## begin DATA PROVIDED
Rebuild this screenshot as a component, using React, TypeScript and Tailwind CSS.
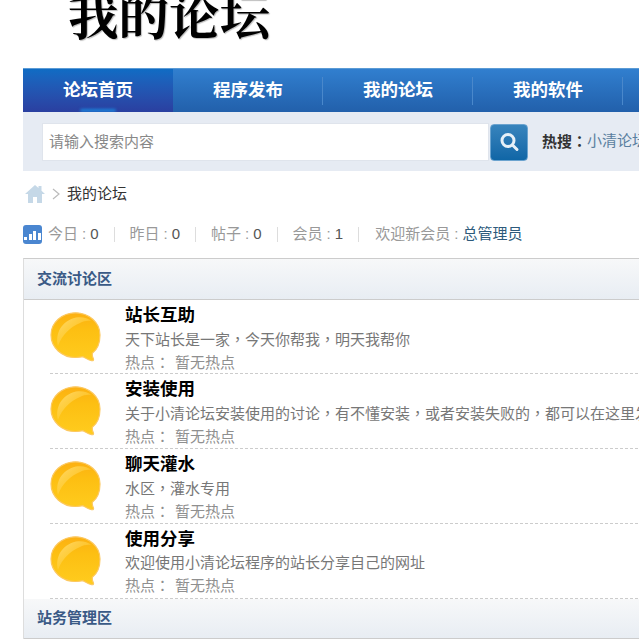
const sans = "font-['Liberation_Sans','Noto_Sans_CJK_SC',sans-serif]";

function T({ children }: { children: string }) {
  return (
    <>
      {children.split(/([，：])/).map((p, i) =>
        p === "，" || p === "：" ? (
          <span key={i} lang="zh-Hant" className="font-['Noto_Sans_CJK_TC',sans-serif]">
            {p}
          </span>
        ) : (
          p
        ),
      )}
    </>
  );
}

function Bubble() {
  return (
    <svg width="52" height="52" viewBox="0 0 52 52" className="shrink-0 mt-[12px]">
      <defs>
        <linearGradient id="bub" x1="0" y1="0" x2="0" y2="1">
          <stop offset="0" stopColor="#fcb012" />
          <stop offset="0.35" stopColor="#fdbf12" />
          <stop offset="1" stopColor="#ffcc1e" />
        </linearGradient>
        <linearGradient id="shine" x1="0" y1="0" x2="1" y2="1">
          <stop offset="0" stopColor="#ffdb70" stopOpacity="1" />
          <stop offset="1" stopColor="#ffc920" stopOpacity="0.15" />
        </linearGradient>
      </defs>
      <path
        d="M25.500 .8C12 .8 1 10.500 1 23c0 12.500 11 22.500 24.500 22.500 3 0 5.500-.3 7.500-.8 2.500 1.300 5.500 3.300 8.500 4 1.800.3 2.500-.7 1.800-2.200-.7-1.500-1.300-3-1-5.200C48 37 50 30.500 50 23 50 10.500 39 .8 25.500 .8Z"
        fill="url(#bub)"
        stroke="#fcc860"
        strokeWidth="1.200"
      />
      <path d="M8 34C5 22 11 9 26 5.500c6-1 12 .5 15.500 3.500-4-.5-8 0-11.500 2C20 15 12 23 8 34Z" fill="url(#shine)" />
    </svg>
  );
}

const forums = [
  { t: "站长互助", d: "天下站长是一家，今天你帮我，明天我帮你" },
  { t: "安装使用", d: "关于小清论坛安装使用的讨论，有不懂安装，或者安装失败的，都可以在这里发帖求助" },
  { t: "聊天灌水", d: "水区，灌水专用" },
  { t: "使用分享", d: "欢迎使用小清论坛程序的站长分享自己的网址" },
];

const nav = ["论坛首页", "程序发布", "我的论坛", "我的软件", "关于"];

const stats = [
  ["今日", "0"],
  ["昨日", "0"],
  ["帖子", "0"],
  ["会员", "1"],
];

function SectionHead({ title, className }: { title: string; className: string }) {
  return (
    <div className={`flex items-center pl-[13px] bg-gradient-to-b from-[#f7f8f9] to-[#e8edf3] border-b border-[#ccc] ${className}`}>
      <span className="text-[15px] font-bold text-[#3a5a86] whitespace-nowrap">{title}</span>
    </div>
  );
}

export default function App() {
  return (
    <div className={`w-[639px] h-[639px] overflow-hidden bg-white ${sans}`}>
      <div className="h-[68px] pl-[68px] overflow-hidden">
        <div className="mt-[-17px] text-[50.500px] leading-[60px] font-bold text-black whitespace-nowrap font-['Noto_Serif_CJK_SC','Liberation_Serif',serif] [text-shadow:1px_1px_1px_#bbb]">
          我的论坛
        </div>
      </div>
      <div className="ml-[23px] w-[1000px]">
        <div className="flex h-[44px] bg-gradient-to-b from-[#317fcf] to-[#2260ab] border-t border-[#5b9bd5]">
          {nav.map((n, i) => (
            <div
              key={n}
              className={`relative w-[150px] flex items-center justify-center ${i === 0 ? "bg-gradient-to-b from-[#0f6cc4] to-[#2a3fa0]" : ""}`}
            >
              {i > 1 && <span className="absolute left-[-1px] top-[8px] bottom-[7px] w-px bg-[#4a88cb]" />}
              <span className="text-[17.500px] font-bold text-white">{n}</span>
              {i === 0 && (
                <span className="absolute inset-x-0 bottom-0 h-[6px] overflow-hidden">
                  <span className="block mx-auto mt-[3px] w-[36px] h-[3px] rounded-full bg-[#1a86dc] blur-[1.500px]" />
                </span>
              )}
            </div>
          ))}
        </div>
        <div className="flex items-center h-[59px] bg-[#e6ebf3] pl-[19px]">
          <div className="flex items-center w-[447px] h-[38px] bg-white border border-[#dfe4ec] pl-[6px] text-[15px] text-[#888]">
            <span className="pt-[1px]">请输入搜索内容</span>
          </div>
          <div className="ml-[1px] mt-[1px] flex items-center justify-center w-[38px] h-[37px] rounded-[4px] border border-[#6ba3cf] bg-gradient-to-b from-[#3784bd] to-[#0f66a6]">
            <svg width="22" height="22" viewBox="0 0 22 22" fill="none">
              <circle cx="10" cy="9.500" r="6" stroke="#e6f0f8" strokeWidth="3" />
              <path d="M14.500 14l4.500 4.500" stroke="#e6f0f8" strokeWidth="3" strokeLinecap="round" />
            </svg>
          </div>
          <span className="ml-[14px] text-[15px] whitespace-nowrap font-bold text-[#333]">
            <T>热搜：</T>
          </span>
          <span className="text-[15px] whitespace-nowrap text-[#5a7fa0]">小清论坛</span>
        </div>
        <div className="flex items-center h-[46px] pl-[2px] text-[15px] text-[#333]">
          <svg width="20" height="18" viewBox="0 0 20 18" fill="#c5d8e7">
            <path d="M10 0 0 9h3v9h5v-6h4v6h5V9h3l-3.500-3.200V1h-3v2.100Z" />
          </svg>
          <svg width="10" height="14" viewBox="0 0 10 14" fill="none" className="ml-[6px] mr-[6px]">
            <path d="M2 2l6 5-6 5" stroke="#bbb" strokeWidth="1.200" />
          </svg>
          <span>我的论坛</span>
        </div>
        <div className="flex items-center h-[34px] text-[15px] text-[#999]">
          <div className="flex items-end justify-center gap-[1.500px] w-[19px] h-[19px] rounded-[3px] bg-[#4a86d0] pb-[4px] mr-[6px]">
            <span className="w-[3px] h-[3px] bg-white" />
            <span className="w-[3px] h-[6px] bg-white" />
            <span className="w-[3px] h-[9px] bg-white" />
            <span className="w-[3px] h-[7px] bg-white" />
          </div>
          {stats.map(([l, v]) => (
            <div key={l} className="flex items-center whitespace-nowrap">
              <span>{l}</span>
              <span className="mx-[4px]">:</span>
              <span className="text-[#555]">{v}</span>
              <span className="mx-[15px] w-px h-[15px] bg-[#ddd]" />
            </div>
          ))}
          <span className="ml-[1px] whitespace-nowrap">欢迎新会员 :</span>
          <span className="ml-[4px] whitespace-nowrap text-[#2d5a7b]">总管理员</span>
        </div>
        <div className="mt-[7px] border-l border-t border-l-[#ddd] border-t-[#ccc]">
          <SectionHead title="交流讨论区" className="h-[41px]" />
          {forums.map((f, i) => (
            <div key={f.t} className={`ml-[26px] border-b border-dashed border-[#ccc] flex items-start ${i === 0 ? "h-[74px]" : "h-[75px]"}`}>
              <Bubble />
              <div className="ml-[23px] pt-[3px] flex flex-col">
                <div className="text-[17.500px] leading-[24px] font-bold text-black">{f.t}</div>
                <div className="text-[15px] leading-[24px] text-[#777] whitespace-nowrap">
                  <T>{f.d}</T>
                </div>
                <div className="text-[15px] leading-[20px] text-[#8f8f8f] whitespace-nowrap">
                  <T>热点：</T>
                  <span className="ml-[5px]">暂无热点</span>
                </div>
              </div>
            </div>
          ))}
          <SectionHead title="站务管理区" className="h-[40px]" />
        </div>
      </div>
    </div>
  );
}
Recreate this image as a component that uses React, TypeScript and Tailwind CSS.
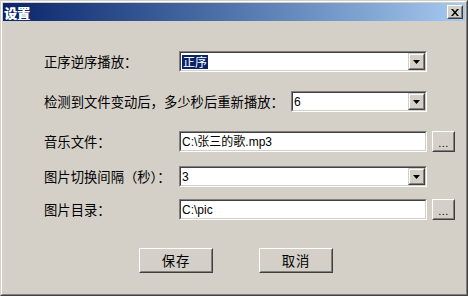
import React from "react";

function Sunken({ children, className = "" }: { children?: React.ReactNode; className?: string }) {
  return (
    <div className={`border border-t-[#808080] border-l-[#808080] border-b-white border-r-white ${className}`}>
      <div className="h-full border border-t-[#404040] border-l-[#404040] border-b-[#d4d0c8] border-r-[#d4d0c8] bg-white flex items-center">
        {children}
      </div>
    </div>
  );
}

function Raised({ children, className = "" }: { children?: React.ReactNode; className?: string }) {
  return (
    <div className={`border border-t-white border-l-white border-b-[#404040] border-r-[#404040] bg-[#d4d0c8] ${className}`}>
      <div className="h-full border border-t-[#d4d0c8] border-l-[#d4d0c8] border-b-[#808080] border-r-[#808080] flex items-center justify-center">
        {children}
      </div>
    </div>
  );
}

function DropBtn() {
  return (
    <div className="w-[17px] h-full shrink-0 border border-t-[#d4d0c8] border-l-[#d4d0c8] border-b-[#404040] border-r-[#404040] bg-[#d4d0c8]">
      <div className="h-full border border-t-white border-l-white border-b-[#808080] border-r-[#808080] flex items-center justify-center">
        <svg width="7" height="4" viewBox="0 0 7 4">
          <path d="M0 0H7L3.5 4Z" fill="#000" />
        </svg>
      </div>
    </div>
  );
}

function Combo({ children, className = "" }: { children?: React.ReactNode; className?: string }) {
  return (
    <Sunken className={className}>
      <div className="flex-1 h-full flex items-center pl-[1px] text-[12px] leading-none text-black font-['Liberation_Sans','Noto_Sans_CJK_SC',sans-serif] overflow-hidden whitespace-nowrap">
        {children}
      </div>
      <DropBtn />
    </Sunken>
  );
}

function TextBox({ value, className = "" }: { value: string; className?: string }) {
  return (
    <Sunken className={className}>
      <div className="flex-1 h-full flex items-center pl-[1px] text-[12px] leading-none text-black font-['Liberation_Sans','Noto_Sans_CJK_SC',sans-serif] whitespace-nowrap">
        {value}
      </div>
    </Sunken>
  );
}

function Browse() {
  return (
    <Raised className="w-[23px] h-[21px] ml-[5px] shrink-0">
      <span className="text-[11px] leading-none text-black font-['Liberation_Sans',sans-serif] tracking-[0.5px] mt-[3px]">...</span>
    </Raised>
  );
}

const labelCls = "shrink-0 text-[13.33px] leading-none text-black font-['Noto_Sans_CJK_SC',sans-serif] whitespace-nowrap";

export default function App() {
  return (
    <div className="w-[468px] h-[296px] bg-[#d4d0c8] border border-t-[#d4d0c8] border-l-[#d4d0c8] border-b-[#404040] border-r-[#404040]">
      <div className="h-full border border-t-white border-l-white border-b-[#808080] border-r-[#808080] p-[1px] flex flex-col">
        {/* Title bar */}
        <div className="h-[18px] shrink-0 flex items-center justify-between bg-gradient-to-r from-[#0a246a] to-[#a6caf0] pl-[1px] pr-[2px]">
          <span className="text-[13px] leading-none font-bold text-white font-['Noto_Sans_CJK_SC',sans-serif] [text-shadow:0.6px_0_0_#fff]">设置</span>
          <div className="w-[16px] h-[14px] border border-t-white border-l-white border-b-[#404040] border-r-[#404040] bg-[#d4d0c8]">
            <div className="h-full border border-t-[#d4d0c8] border-l-[#d4d0c8] border-b-[#808080] border-r-[#808080] flex items-center justify-center">
              <svg width="8" height="7" viewBox="0 0 8 7">
                <path d="M0 0H2L4 2.5L6 0H8L5 3.5L8 7H6L4 4.5L2 7H0L3 3.5Z" fill="#000" />
              </svg>
            </div>
          </div>
        </div>

        {/* Body */}
        <div className="flex-1 flex flex-col pt-[30px] pl-[41px]">
          <div className="flex items-center h-[21px]">
            <div className={`${labelCls} w-[135px]`}>正序逆序播放：</div>
            <Combo className="w-[248px] h-[21px]">
              <span className="bg-[#0a246a] text-white px-[1px] py-[1px] font-['Noto_Sans_CJK_SC',sans-serif]">正序</span>
            </Combo>
          </div>

          <div className="flex items-center h-[21px] mt-[19px]">
            <div className={`${labelCls} w-[247px]`}>检测到文件变动后，多少秒后重新播放：</div>
            <Combo className="w-[136px] h-[21px]">6</Combo>
          </div>

          <div className="flex items-center h-[21px] mt-[19px]">
            <div className={`${labelCls} w-[135px]`}>音乐文件：</div>
            <TextBox className="w-[248px] h-[21px]" value="C:\张三的歌.mp3" />
            <Browse />
          </div>

          <div className="flex items-center h-[21px] mt-[14px]">
            <div className={`${labelCls} w-[135px]`}>图片切换间隔（秒）：</div>
            <Combo className="w-[248px] h-[21px]">3</Combo>
          </div>

          <div className="flex items-center h-[21px] mt-[12px]">
            <div className={`${labelCls} w-[135px]`}>图片目录：</div>
            <TextBox className="w-[248px] h-[21px]" value="C:\pic" />
            <Browse />
          </div>

          <div className="flex mt-[28px] pl-[95px] gap-[46px]">
            <Raised className="w-[74px] h-[25px]">
              <span className="text-[13.33px] leading-none text-black font-['Noto_Sans_CJK_SC',sans-serif] tracking-[1px]">保存</span>
            </Raised>
            <Raised className="w-[74px] h-[25px]">
              <span className="text-[13.33px] leading-none text-black font-['Noto_Sans_CJK_SC',sans-serif] tracking-[1px]">取消</span>
            </Raised>
          </div>
        </div>
      </div>
    </div>
  );
}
## end DATA PROVIDED
[WHAT YOU WILL DO] Identify the lines above that contain the word "TypeScript", then copy them.

[REPLY]
Rebuild this screenshot as a component, using React, TypeScript and Tailwind CSS.
Recreate this image as a component that uses React, TypeScript and Tailwind CSS.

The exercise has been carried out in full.